His spans as the head of various art institutions have not been without major accomplishments and/or controversies. While at the Oklahoma City Museum of Art, there were rumblings about his being hard to work under and a rash of staff resignations.[4] At the Block Museum, he spearheaded a successful $25 million expansion[5] and at the Taubman he worked against the tide of the local public's apathy towards contemporary art by bringing in folk art in the form of giant styrofoam sculptures by a Roanoke favorite, Mark Cline.[6] During his time at the Davis, a Fernand Léger painting, "Woman and Child" (1921), was at first on loan for an exhibit at the Oklahoma City Museum of Art while the Davis was closed for renovations but was returned and then stored in a crate at Wellesley and disappeared. The work has not been seen since.[7]

Mickenberg was appointed to the post of director of the Allentown Art Museum in 2013.[8] He arrived at Allentown as the fourth director in some six years, succeeding the late J. Brooks Joyner.[9] One of the more popular policies he instituted to achieve greater public visitation to the museum was to offer free admission for selected periods of time such as the summer season.[10] Under his stewardship, the museum acquired from the Lehighton, Pennsylvania's American Legion post "Lehighton", a mural by Franz Kline, which the artist had created for them.[11]

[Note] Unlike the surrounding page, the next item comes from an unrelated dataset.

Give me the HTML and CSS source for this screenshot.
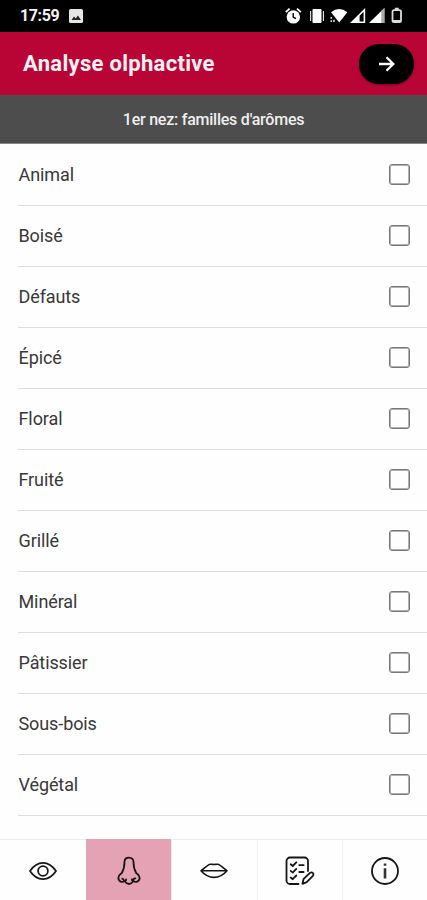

On February 24, 2020, Mickenberg stepped down after seven years as the director of the museum "to pursue other opportunities". Asked for a quote regarding his "resignation", Mickenberg said, "I'm pretty sure I resigned. I mean, yes, I resigned."[12]

Works

Mickenberg is the author of Songs of Glory: Medieval Art from 900-1500 (Oklahoma Museum of Fine Arts 1985)[13] and Printmaking in America (co-authored with Trudy V. Hansen, Joanne Moser and Barry Walker - Harry N. Abrams 1995)[14] He co-edited The Last Expression: Art and Auschwitz which accompanied an exhibition held at the Block Museum at Northwestern University and later traveled to the Brooklyn Museum (Block Museum 2002 - co-edited with Corrine Granof and Peter Hayes).[15][16][17] He also wrote the introduction for The Graven Image: The Rise of Professional Printmakers in Antwerp and Haarlem, 1540-1640 (Northwestern University Press 1993).[18][19]